Las víctimas. Este es mi primer pensamiento tras escuchar la sentencia. El intenso recuerdo de aquella mañana que viví como candidato por Madrid, en la que a toda España, pero especialmente en la capital, se nos heló el corazón. Evocar a quienes en las estaciones de tren dejaron sus proyectos, sus ilusiones, sus vidas, ha sido una constante. Y ahora aún más. Frente al dolor, la solidaridad con ellos y sus familias pero, también, el recuerdo de la unidad de entonces y después perdida. La grieta abierta aún pervive.

Para un demócrata que acepte el Estado de derecho, la sentencia debe ser un definitivo punto final. Sin admitir ni generar ninguna sombra. Aunque infinitamente más doloroso para quienes perdieron a un familiar, un amigo, un compañero, es cierto que para otros también ese acto criminal supuso algo negativo: la perdida del poder. Mi partido, el PP, en aquel momento encabezaba todas las encuestas. La excelente labor económica y social apagaba los gestos de prepotencia de aquellos últimos tiempos. Pero ese día, y la gestión que desde un punto de vista informativo se hizo, generó una movilización que nos alejó del Gobierno.

Algunos (apenas un puñado alejados de la moderación de la gran mayoría en el PP) que no encajaron con elegancia la derrota (a diferencia de Rajoy o Gallardón) intentaron, lejos de la mínima autocrítica, alentar la opinión de una teoría conspiratoria digna de película de ficción. El terrorismo que más nos ha golpeado es el de ETA y era admisible que en un primer instante las sospechas se dirigieran hacia esa banda armada. Pero las fuerzas de seguridad, todavía con el PP, actuaron con gran eficacia y prontitud. Entre los detenidos, junto a los yihadistas , aparecían algunos personajes singulares como confidentes policiales. Podría haber elementos de elucubración. Pero solo podían ser eso. La compleja instrucción sumarial --que la sentencia no ha puesto en entredicho-- dejaba el camino expedito para la celebración del juicio.

Una grandeza de la democracia es que frente al terrorismo solo puede reaccionarse con las armas de la ley: las policiales y las judiciales. El tribunal sentenciador ha hablado. Respetemos su decisión, sin abrir dudas inconsistentes, si verdaderamente respetamos el Estado de derecho. El proceso ha sido conducido por un magistrado que ha acreditado tener criterio y que lo ha dirigido con firmeza y sabiduría. Además, la sentencia es unánime de todos los magistrados.

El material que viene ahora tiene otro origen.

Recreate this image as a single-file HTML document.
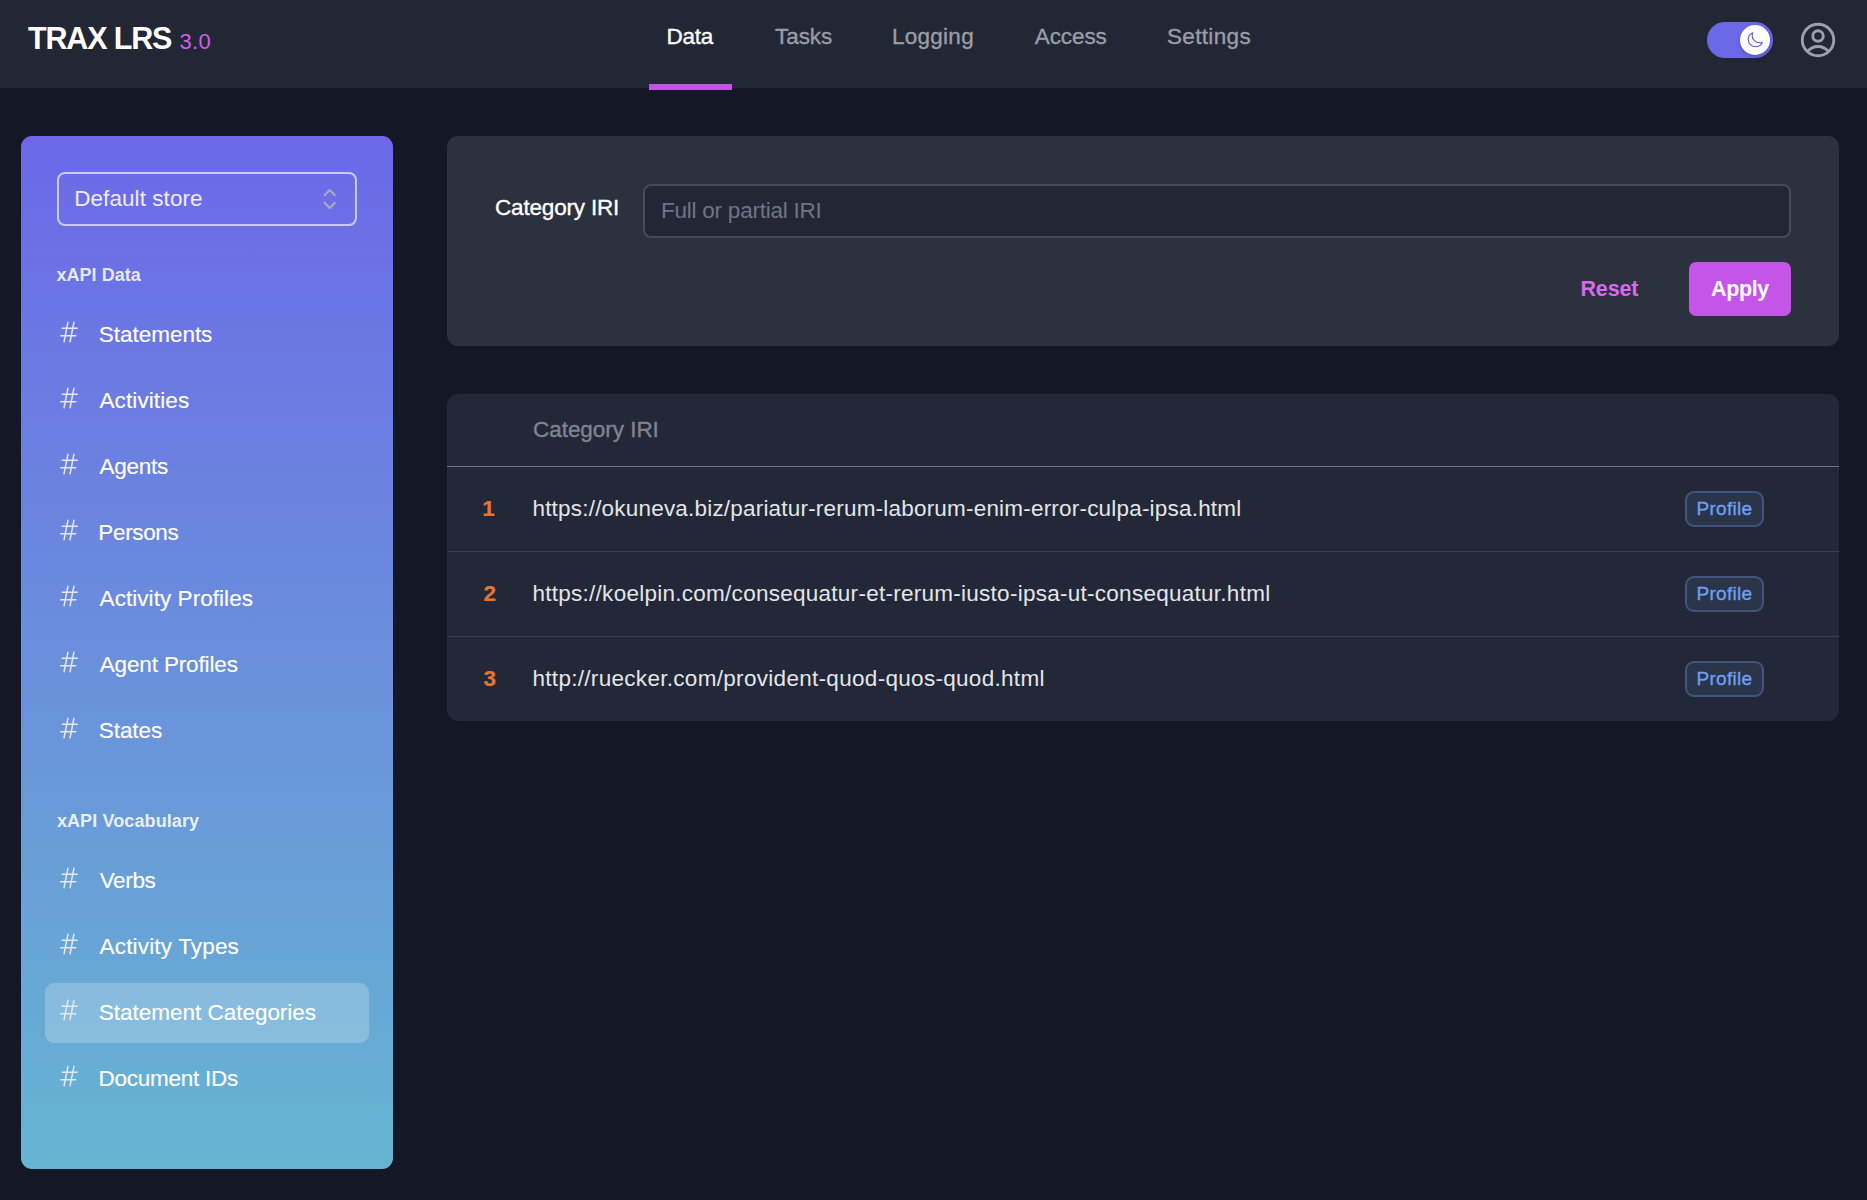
<!DOCTYPE html>
<html lang="en">
<head>
<meta charset="utf-8">
<title>TRAX LRS 3.0</title>
<style>
*{box-sizing:border-box;margin:0;padding:0}
html,body{width:1867px;height:1200px;overflow:hidden}
body{background:#141726;font-family:"Liberation Sans",sans-serif;color:#fff;position:relative}
.abs{position:absolute}
.t{position:absolute;white-space:nowrap;line-height:30px;height:30px;font-size:22px}
.m{-webkit-text-stroke:.35px currentColor}
#header{left:0;top:0;width:1867px;height:88px;background:#222736}
#underline{left:649px;top:84px;width:83px;height:6px;background:#c453e8}
.nav{color:#9a9da6;font-size:22.5px}
.nav.on{color:#fff}
#toggle{left:1707px;top:22px;width:66px;height:36px;border-radius:18px;background:#6b69e8}
#knob{left:1740px;top:25px;width:30px;height:30px;border-radius:15px;background:#fff;box-shadow:0 2px 4px rgba(0,0,0,.18)}
#sidebar{left:21px;top:136px;width:372px;height:1033px;border-radius:11px;background:linear-gradient(180deg,#6c68e8 0%,#6a8fdc 50%,#66b5d2 100%)}
#select{left:57px;top:172px;width:300px;height:54px;border-radius:8px;border:2px solid rgba(232,233,245,.74)}
.sec{font-weight:bold;font-size:18px;color:rgba(255,255,255,.86)}
.item{color:#fff;font-size:22.5px;-webkit-text-stroke:.15px currentColor}
#sel{left:45px;top:983px;width:324px;height:60px;border-radius:9px;background:rgba(255,255,255,.22)}
#filter{left:447px;top:136px;width:1392px;height:210px;border-radius:11px;background:#2c3140}
#input{left:643px;top:184px;width:1148px;height:54px;border-radius:8px;border:2px solid #464b5a;background:#222736}
#apply{left:1689px;top:262px;width:102px;height:54px;border-radius:7px;background:#c555e8}
#table{left:447px;top:394px;width:1392px;height:327px;border-radius:11px;background:#222837}
.hl{left:447px;width:1392px;height:1px;background:#3a3f4e}
.num{color:#e8752f;font-weight:bold;font-size:22.5px;-webkit-text-stroke:.2px currentColor}
.row{color:#e3e5ea;font-size:22.5px}
.badge{left:1685px;width:79px;height:36px;border-radius:9px;border:2px solid #415480;background:#2b3549}
.bt{color:#6d9ef4;font-size:19px}
</style>
</head>
<body>
<div id="header" class="abs"></div>
<span class="t" id="brand" style="left:27.97px;top:23px;letter-spacing:-1.161px;font-size:30.5px;font-weight:bold;">TRAX LRS</span>
<span class="t" id="ver" style="left:179.62px;top:27px;letter-spacing:0.220px;font-size:22px;color:#cf5ee8;">3.0</span>
<span class="t nav m on" id="n1" style="left:666.54px;top:22px;letter-spacing:-0.295px;">Data</span>
<span class="t nav m" id="n2" style="left:774.92px;top:22px;letter-spacing:-0.018px;">Tasks</span>
<span class="t nav m" id="n3" style="left:891.89px;top:22px;letter-spacing:0.283px;">Logging</span>
<span class="t nav m" id="n4" style="left:1034.73px;top:22px;letter-spacing:-0.087px;">Access</span>
<span class="t nav m" id="n5" style="left:1166.94px;top:22px;letter-spacing:0.351px;">Settings</span>
<div id="underline" class="abs"></div>
<div id="toggle" class="abs"></div>
<div id="knob" class="abs"></div>
<svg class="abs" style="left:1746px;top:31px" width="18" height="18" viewBox="0 0 24 24" fill="none" stroke="#5d55e6" stroke-width="1.4" stroke-linecap="round" stroke-linejoin="round"><path d="M21.75 15a9.7 9.7 0 0 1-3.75.75A9.75 9.75 0 0 1 8.25 6c0-1.33.27-2.6.75-3.75A9.75 9.75 0 0 0 3 11.25 9.75 9.75 0 0 0 12.75 21a9.75 9.75 0 0 0 9-6z"/></svg>
<svg class="abs" style="left:1797px;top:19px" width="42" height="42" viewBox="0 0 24 24" fill="none" stroke="#9da0aa" stroke-width="1.65" stroke-linecap="round" stroke-linejoin="round"><path d="M17.98 18.73A7.49 7.49 0 0 0 12 15.75a7.49 7.49 0 0 0-5.98 2.98m11.96 0A8.97 8.97 0 0 0 21 12a9 9 0 1 0-18 0 8.97 8.97 0 0 0 3.02 6.73m11.96 0A8.97 8.97 0 0 1 12 21a8.97 8.97 0 0 1-5.98-2.27M15 9.75a3 3 0 1 1-6 0 3 3 0 0 1 6 0z"/></svg>

<div id="sidebar" class="abs"></div>
<div id="select" class="abs"></div>
<span class="t" id="ds" style="left:74.19px;top:184px;letter-spacing:0.070px;color:#ececfb;font-size:22.5px;">Default store</span>
<svg class="abs" style="left:317.25px;top:185.1px" width="25.5" height="25.5" viewBox="0 0 20 20" fill="none" stroke="#a8abb8" stroke-width="1.7" stroke-linecap="round" stroke-linejoin="round"><path d="M6 8l4-4 4 4m0 6l-4 4-4-4"/></svg>
<span class="t sec" id="s1" style="left:56.57px;top:260px;letter-spacing:0.012px;">xAPI Data</span>
<div id="sel" class="abs"></div>
<svg class="abs" style="left:57px;top:320px" width="24" height="24" viewBox="0 0 24 24" fill="none" stroke="#e6e8f1" stroke-width="1.45" stroke-linecap="round" stroke-linejoin="round"><path d="M5.25 8.25h15m-16.5 7.5h15m-1.8-13.5l-3.9 19.5m-2.1-19.5l-3.9 19.5"/></svg><span class="t item" id="i1" style="left:98.81px;top:320px;letter-spacing:-0.028px;">Statements</span>
<svg class="abs" style="left:57px;top:386px" width="24" height="24" viewBox="0 0 24 24" fill="none" stroke="#e6e8f1" stroke-width="1.45" stroke-linecap="round" stroke-linejoin="round"><path d="M5.25 8.25h15m-16.5 7.5h15m-1.8-13.5l-3.9 19.5m-2.1-19.5l-3.9 19.5"/></svg><span class="t item" id="i2" style="left:99.52px;top:386px;letter-spacing:0.095px;">Activities</span>
<svg class="abs" style="left:57px;top:452px" width="24" height="24" viewBox="0 0 24 24" fill="none" stroke="#e6e8f1" stroke-width="1.45" stroke-linecap="round" stroke-linejoin="round"><path d="M5.25 8.25h15m-16.5 7.5h15m-1.8-13.5l-3.9 19.5m-2.1-19.5l-3.9 19.5"/></svg><span class="t item" id="i3" style="left:99.62px;top:452px;letter-spacing:-0.279px;">Agents</span>
<svg class="abs" style="left:57px;top:518px" width="24" height="24" viewBox="0 0 24 24" fill="none" stroke="#e6e8f1" stroke-width="1.45" stroke-linecap="round" stroke-linejoin="round"><path d="M5.25 8.25h15m-16.5 7.5h15m-1.8-13.5l-3.9 19.5m-2.1-19.5l-3.9 19.5"/></svg><span class="t item" id="i4" style="left:98.37px;top:518px;letter-spacing:-0.371px;">Persons</span>
<svg class="abs" style="left:57px;top:584px" width="24" height="24" viewBox="0 0 24 24" fill="none" stroke="#e6e8f1" stroke-width="1.45" stroke-linecap="round" stroke-linejoin="round"><path d="M5.25 8.25h15m-16.5 7.5h15m-1.8-13.5l-3.9 19.5m-2.1-19.5l-3.9 19.5"/></svg><span class="t item" id="i5" style="left:99.62px;top:584px;letter-spacing:0.051px;">Activity Profiles</span>
<svg class="abs" style="left:57px;top:650px" width="24" height="24" viewBox="0 0 24 24" fill="none" stroke="#e6e8f1" stroke-width="1.45" stroke-linecap="round" stroke-linejoin="round"><path d="M5.25 8.25h15m-16.5 7.5h15m-1.8-13.5l-3.9 19.5m-2.1-19.5l-3.9 19.5"/></svg><span class="t item" id="i6" style="left:99.63px;top:650px;letter-spacing:-0.132px;">Agent Profiles</span>
<svg class="abs" style="left:57px;top:716px" width="24" height="24" viewBox="0 0 24 24" fill="none" stroke="#e6e8f1" stroke-width="1.45" stroke-linecap="round" stroke-linejoin="round"><path d="M5.25 8.25h15m-16.5 7.5h15m-1.8-13.5l-3.9 19.5m-2.1-19.5l-3.9 19.5"/></svg><span class="t item" id="i7" style="left:98.80px;top:716px;letter-spacing:-0.069px;">States</span>
<span class="t sec" id="s2" style="left:56.89px;top:806px;letter-spacing:0.108px;">xAPI Vocabulary</span>
<svg class="abs" style="left:57px;top:866px" width="24" height="24" viewBox="0 0 24 24" fill="none" stroke="#e6e8f1" stroke-width="1.45" stroke-linecap="round" stroke-linejoin="round"><path d="M5.25 8.25h15m-16.5 7.5h15m-1.8-13.5l-3.9 19.5m-2.1-19.5l-3.9 19.5"/></svg><span class="t item" id="i8" style="left:99.64px;top:866px;letter-spacing:-0.333px;">Verbs</span>
<svg class="abs" style="left:57px;top:932px" width="24" height="24" viewBox="0 0 24 24" fill="none" stroke="#e6e8f1" stroke-width="1.45" stroke-linecap="round" stroke-linejoin="round"><path d="M5.25 8.25h15m-16.5 7.5h15m-1.8-13.5l-3.9 19.5m-2.1-19.5l-3.9 19.5"/></svg><span class="t item" id="i9" style="left:99.62px;top:932px;letter-spacing:0.162px;">Activity Types</span>
<svg class="abs" style="left:57px;top:998px" width="24" height="24" viewBox="0 0 24 24" fill="none" stroke="#e6e8f1" stroke-width="1.45" stroke-linecap="round" stroke-linejoin="round"><path d="M5.25 8.25h15m-16.5 7.5h15m-1.8-13.5l-3.9 19.5m-2.1-19.5l-3.9 19.5"/></svg><span class="t item" id="i10" style="left:98.83px;top:998px;letter-spacing:-0.020px;">Statement Categories</span>
<svg class="abs" style="left:57px;top:1064px" width="24" height="24" viewBox="0 0 24 24" fill="none" stroke="#e6e8f1" stroke-width="1.45" stroke-linecap="round" stroke-linejoin="round"><path d="M5.25 8.25h15m-16.5 7.5h15m-1.8-13.5l-3.9 19.5m-2.1-19.5l-3.9 19.5"/></svg><span class="t item" id="i11" style="left:98.42px;top:1064px;letter-spacing:-0.245px;">Document IDs</span>

<div id="filter" class="abs"></div>
<span class="t m" id="lab" style="left:495.05px;top:193px;letter-spacing:-0.191px;font-size:22.5px;color:#fff;">Category IRI</span>
<div id="input" class="abs"></div>
<span class="t" id="ph" style="left:660.95px;top:196px;letter-spacing:-0.229px;font-size:22.5px;color:#6f7585;">Full or partial IRI</span>
<span class="t" id="reset" style="left:1580.44px;top:274px;letter-spacing:-0.129px;font-size:21.5px;font-weight:bold;color:#d76bec;">Reset</span>
<div id="apply" class="abs"></div>
<span class="t" id="applyt" style="left:1711.10px;top:274px;letter-spacing:-0.378px;font-size:21.5px;font-weight:bold;color:#fff;">Apply</span>

<div id="table" class="abs"></div>
<span class="t m" id="th" style="left:533.00px;top:415px;letter-spacing:-0.040px;font-size:22.5px;color:#80848f;">Category IRI</span>
<div class="abs hl" style="top:466px;background:#6d7381"></div>
<div class="abs hl" style="top:551px"></div>
<div class="abs hl" style="top:636px"></div>
<span class="t num" id="k1" style="left:482.17px;top:494px;">1</span>
<span class="t row" id="r1" style="left:532.46px;top:494px;letter-spacing:0.199px;">https://okuneva.biz/pariatur-rerum-laborum-enim-error-culpa-ipsa.html</span>
<div class="abs badge" style="top:491px"></div><span class="t bt m" id="b1" style="left:1696.57px;top:494px;letter-spacing:0.268px;">Profile</span>
<span class="t num" id="k2" style="left:483.51px;top:579px;">2</span>
<span class="t row" id="r2" style="left:532.46px;top:579px;letter-spacing:0.266px;">https://koelpin.com/consequatur-et-rerum-iusto-ipsa-ut-consequatur.html</span>
<div class="abs badge" style="top:576px"></div><span class="t bt m" id="b2" style="left:1696.57px;top:579px;letter-spacing:0.268px;">Profile</span>
<span class="t num" id="k3" style="left:483.56px;top:664px;">3</span>
<span class="t row" id="r3" style="left:532.46px;top:664px;letter-spacing:0.303px;">http://ruecker.com/provident-quod-quos-quod.html</span>
<div class="abs badge" style="top:661px"></div><span class="t bt m" id="b3" style="left:1696.57px;top:664px;letter-spacing:0.268px;">Profile</span>
</body>
</html>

Su decisión es clara respecto a la atribución de la responsabilidad de los autores, en diverso grado, de la masacre. No ha habido colaboración de otros grupos terroristas ni en la ejecución ni en el diseño del atentado. Según el proceso avanzaba, los políticos de la teoría de la conspiración fueron abandonando el argumento de que era imposible que este atentado lo hubiesen realizado solos unos pobres moros que hasta entonces nada habían hecho. Pero este mismo tipo de personas inexpertas fueron las que ejecutaron un atentado mucho más sofisticado como el de Nueva York. A partir de ahí, introdujeron la tesis de la autoría intelectual. A esta idea también la sentencia le cierra las puertas.

Algunos querrán amarrarse a alguna frase aislada de la resolución como quien se agarra a un hilo que solo es del propio jersey, y que a base de estirar le va dejando desnudo. En una sentencia tan extensa y concluyente no quedan márgenes para seguir alentando una especulación inconsistente. Pero no es momento de reproches. No conducen a nada, salvo para crear más odios y fantasmas de los que estamos ya sobrados. Es momento para la emoción al recordar las víctimas. Es momento para pensar que las instituciones han funcionado y se ha hecho justicia. Es momento de volver a la unidad y quedarse con la verdad que, aunque a algunos no guste, es la que recoge la sentencia. Es momento de mirar al futuro y aplicar (salvo a los criminales condenados) lo que Azaña imploraba en España: paz, piedad y perdón.